Under new legislation that comes into force today, English home owners will need to get planning permission if they want to concrete over their front garden or lay a new patio.
 
The Government believes such restrictions will bring an end to losing green spaces in towns and cities and lower the risk of flooding and subsidence.
 
However, homeowners that elect to use permeable materials, allowing water to soak through to the ground, for driveways or parking areas over five square metres will not have to seek planning permission.
 
In addition, homeowners will be able to carry out loft conversions and build extensions without having to obtain permission from their local councils.
 
The Government estimates this will remove the need for about 80,000 households to seek planning permission, saving them up to £1,000 in costs. It should also reduce planning snarl-ups, with fewer applications for planning staff to sift through.
 
The new rules are intended to help homeowners make improvements more easily, while at the same time limiting the size of extensions to keep the neighbours happy.
 
Larger extensions running back more than three metres from the original property or loft conversions over 50 cubic metres still will require permission.
 
‘From today, people will find it has become much easier to convert the loft and build on an extension,’ says Housing and Planning Minister Caroline Flint.
 
There are some concerns, however, that it will be difficult to police whether people are adhering to the new regulations and building within the stipulated dimensions.
 
Simon Lindesay-Bethune from agents John Wilcox & Co in Holland Park, west London, believes most homeowners will either remain blissfully ignorant of what they are allowed to do when it comes to extending their home, or stick to the letter of the law.
 
‘It can be particularly difficult in built-up places like London where you can spit across four gardens because people live so close together.
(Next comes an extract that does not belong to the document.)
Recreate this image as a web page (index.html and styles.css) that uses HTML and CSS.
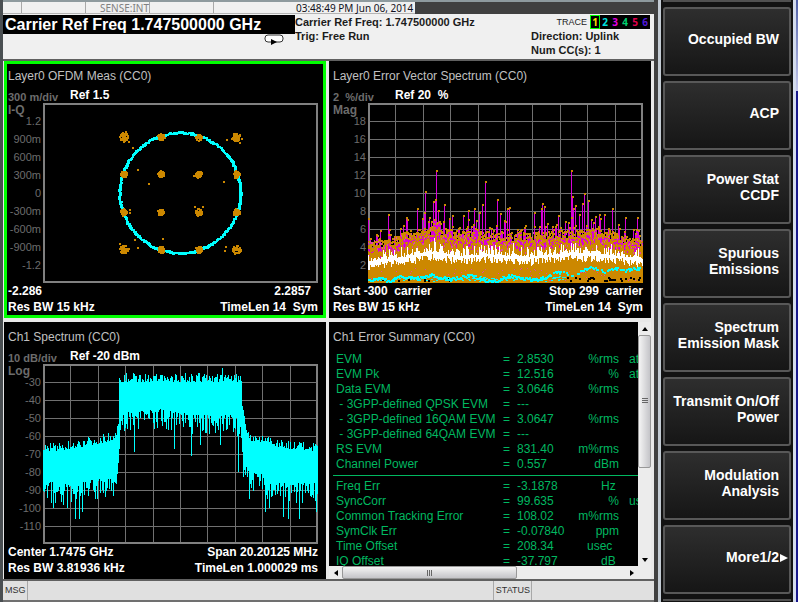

Building works in such areas has a great impact on everyone, so loosening planning could have a detrimental effect if people stray outside certain planning boundaries,’ he says.
 
‘People will think they can extend down as well without planning permission, which will not be the case.’
 
Already, several local authorities, including Kensington and Chelsea, have expressed worries about flooding if there are fewer places for run-off water to go.